I write best when I break up the work into manageable chunks, spread out over a reasonable amount of time with built-in hours for brainstorming, research, and daydreaming in the shower. (Don’t laugh—everybody does it!)
During NaNo this year, I had to be on top of my game every day to write quality content, but, of course, I wasn’t. There were days that I was too busy to write a single word, and others where I desperately tapped things out on my phone while pacing in my apartment because I couldn’t afford to take the time off for a proper walk, and I couldn’t bring myself to miss my word count goal and fall another day behind.
I participated in NaNo this year because I procrastinated on my novel-a-year goal, and knew I would need to crank out the words if I wanted to finish it by the end of 2018. Spoilers, I’m not done with my novel yet. But thanks to my work this month, I will likely finish it before the end of December.
In all honesty, I will probably not go for NaNoWriMo gold again. Or at least, not the full fifty thousand.

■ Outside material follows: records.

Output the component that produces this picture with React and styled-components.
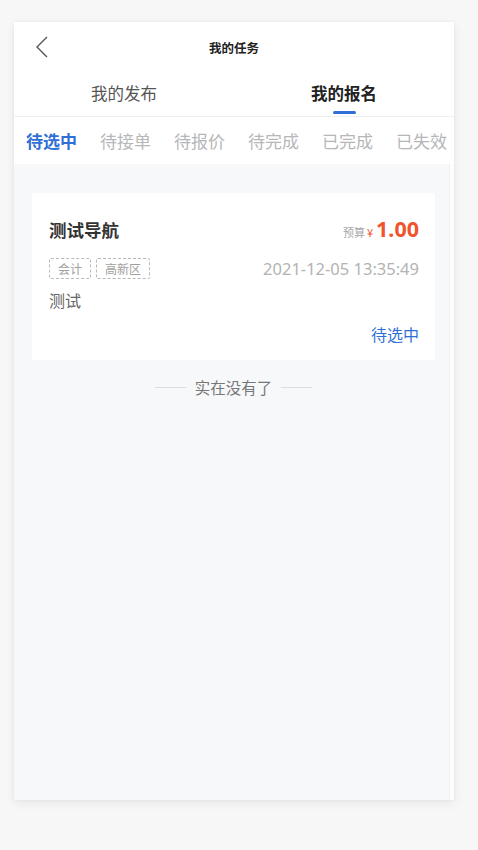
import React, { useState } from 'react';
import styled, { createGlobalStyle } from 'styled-components';

const GlobalStyle = createGlobalStyle`
  html, body {
    margin: 0;
    padding: 0;
    background: #f7f7f7;
    font-family: "Noto Sans CJK SC", "Noto Sans", sans-serif;
  }
`;

const Page = styled.div`
  width: 478px;
  height: 850px;
  padding: 22px 0 0 14px;
  box-sizing: border-box;
`;

const Phone = styled.div`
  width: 440px;
  height: 778px;
  display: flex;
  flex-direction: column;
  background: #fff;
  box-shadow: 0 3px 10px rgba(0, 0, 0, 0.07), 0 0 2px rgba(0, 0, 0, 0.06);
  overflow: hidden;
`;

const NavBar = styled.div`
  height: 50px;
  display: grid;
  grid-template-columns: 1fr auto 1fr;
  align-items: center;
`;

const BackButton = styled.div`
  padding-left: 22px;
  display: flex;
  align-items: center;
  height: 22px;
`;

const NavTitle = styled.div`
  font-size: 12.5px;
  font-weight: 700;
  color: #222;
`;

const TopTabs = styled.div`
  height: 44px;
  display: flex;
  border-bottom: 1px solid #eeeff1;
`;

const TopTab = styled.div`
  flex: 1;
  position: relative;
  display: flex;
  justify-content: center;
  align-items: center;
  padding-bottom: 2px;
  font-size: 16.5px;
  font-weight: ${({ active }) => (active ? 700 : 400)};
  color: ${({ active }) => (active ? '#222' : '#555')};

  &::after {
    content: '';
    display: ${({ active }) => (active ? 'block' : 'none')};
    position: absolute;
    bottom: 2px;
    left: 50%;
    width: 23px;
    height: 3px;
    margin-left: -11px;
    border-radius: 2px;
    background: #2f6fd6;
  }
`;

const StatusClip = styled.div`
  margin-right: 5px;
  overflow: hidden;
`;

const StatusBar = styled.div`
  height: 47px;
  display: flex;
  align-items: center;
  gap: 23px;
  padding-left: 12px;
  white-space: nowrap;
`;

const StatusTab = styled.div`
  flex-shrink: 0;
  font-size: 17px;
  font-weight: ${({ active }) => (active ? 700 : 400)};
  color: ${({ active }) => (active ? '#2f6fd6' : '#b6b7b9')};
`;

const Body = styled.div`
  flex: 1;
  display: flex;
  min-height: 0;
`;

const Content = styled.div`
  flex: 1;
  background: #f7f8fa;
  padding: 29px 14px 0 18px;
`;

const ScrollTrack = styled.div`
  width: 4px;
  background: #fdfdfd;
  border-left: 1px solid #f0f0f2;
`;

const Card = styled.div`
  background: #fff;
  padding: 20px 16px 15px 17px;
`;

const Row = styled.div`
  display: flex;
  justify-content: space-between;
  align-items: center;
  height: ${({ h }) => h || 22}px;
  margin-top: ${({ mt }) => mt || 0}px;
`;

const CardTitle = styled.div`
  font-size: 17.5px;
  font-weight: 700;
  color: #333;
`;

const Price = styled.div`
  display: flex;
  align-items: baseline;
  color: #f0532d;
`;

const PriceLabel = styled.span`
  font-size: 11px;
  color: #a8a8a8;
  margin-right: 2px;
`;

const Yen = styled.span`
  font-size: 11px;
  margin-right: 3px;
`;

const Amount = styled.span`
  font-family: "Noto Sans", sans-serif;
  font-size: 21.5px;
  font-weight: 700;
  line-height: 1;
`;

const Tags = styled.div`
  display: flex;
  gap: 5px;
`;

const Tag = styled.span`
  height: 19px;
  line-height: 19px;
  padding: 0 8px;
  font-size: 12px;
  color: #a0a0a0;
  border: 1px dashed #b9b9b9;
  border-radius: 2px;
`;

const DateText = styled.div`
  font-family: "Noto Sans", sans-serif;
  font-size: 16.5px;
  color: #b3b3b3;
`;

const Desc = styled.div`
  font-size: 16px;
  color: #666;
`;

const CardStatus = styled.div`
  margin-left: auto;
  font-size: 16px;
  color: #2f6fd6;
`;

const EndNote = styled.div`
  margin-top: 16px;
  height: 22px;
  display: flex;
  justify-content: center;
  align-items: center;
  gap: 9px;
  font-size: 15.5px;
  color: #777;

  &::before,
  &::after {
    content: '';
    width: 31px;
    height: 1px;
    background: #dedede;
  }
`;

const statuses = ['待选中', '待接单', '待报价', '待完成', '已完成', '已失效'];

export default function App() {
  const [tab, setTab] = useState(1);
  const [status, setStatus] = useState(0);

  return (
    <>
      <GlobalStyle />
      <Page>
        <Phone>
          <NavBar>
            <BackButton>
              <svg width="12" height="22" viewBox="0 0 12 22">
                <polyline points="11,1 1,11 11,21" fill="none" stroke="#555" strokeWidth="1.4" />
              </svg>
            </BackButton>
            <NavTitle>我的任务</NavTitle>
            <div />
          </NavBar>
          <TopTabs>
            {['我的发布', '我的报名'].map((t, i) => (
              <TopTab key={t} active={tab === i} onClick={() => setTab(i)}>{t}</TopTab>
            ))}
          </TopTabs>
          <StatusClip>
            <StatusBar>
              {statuses.map((s, i) => (
                <StatusTab key={s} active={status === i} onClick={() => setStatus(i)}>{s}</StatusTab>
              ))}
            </StatusBar>
          </StatusClip>
          <Body>
            <Content>
              <Card>
                <Row h={32}>
                  <CardTitle>测试导航</CardTitle>
                  <Price>
                    <PriceLabel>预算</PriceLabel>
                    <Yen>¥</Yen>
                    <Amount>1.00</Amount>
                  </Price>
                </Row>
                <Row mt={12}>
                  <Tags>
                    <Tag>会计</Tag>
                    <Tag>高新区</Tag>
                  </Tags>
                  <DateText>2021-12-05 13:35:49</DateText>
                </Row>
                <Row mt={10}>
                  <Desc>测试</Desc>
                </Row>
                <Row mt={12}>
                  <CardStatus>待选中</CardStatus>
                </Row>
              </Card>
              <EndNote>实在没有了</EndNote>
            </Content>
            <ScrollTrack />
          </Body>
        </Phone>
      </Page>
    </>
  );
}
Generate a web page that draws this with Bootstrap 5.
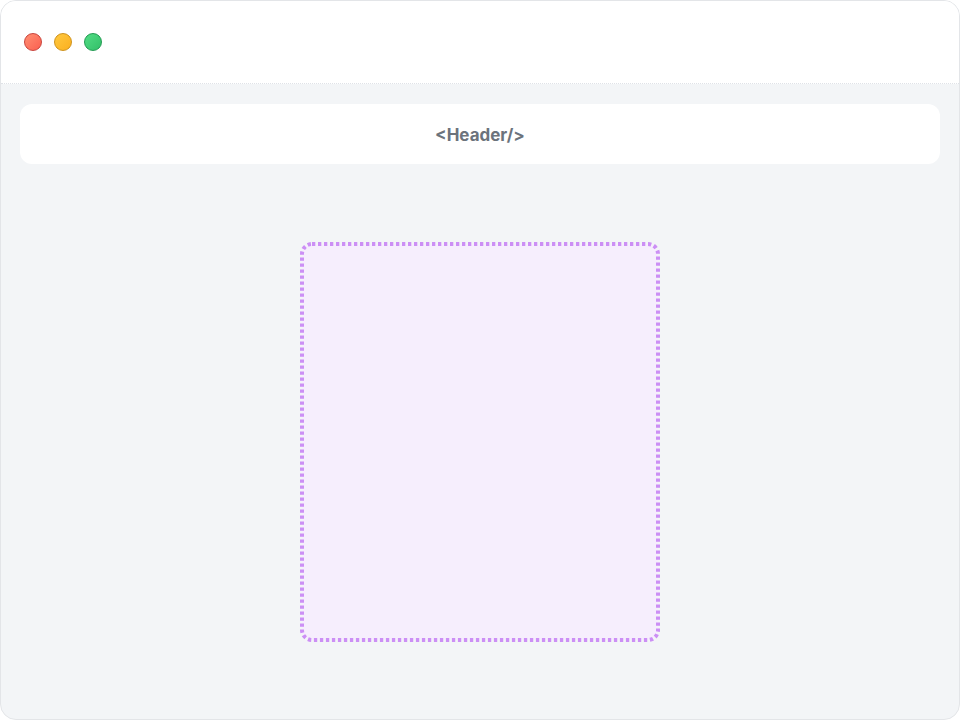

First drafts are not supposed to be perfect, but mine will need far more work than I wanted. My ideas need time to simmer so they cook to a juicy, delicious tenderness rather than a still edible but slightly dried-out version of what I intended. Next year, I will build the time into my schedule to write consistently, finish the novel, and avoid burning myself out.
And if I ever do decide to go for the gold again, I will make sure to train properly for the marathon that is NaNo. In light of this crazy journey, I am profoundly grateful. Not only for my wonderful NaNo community and the tips and encouragement I received during the process, but also for the deep passion I still have for the written word, even here, November 30, at the end of all things.
Don’t stop writing.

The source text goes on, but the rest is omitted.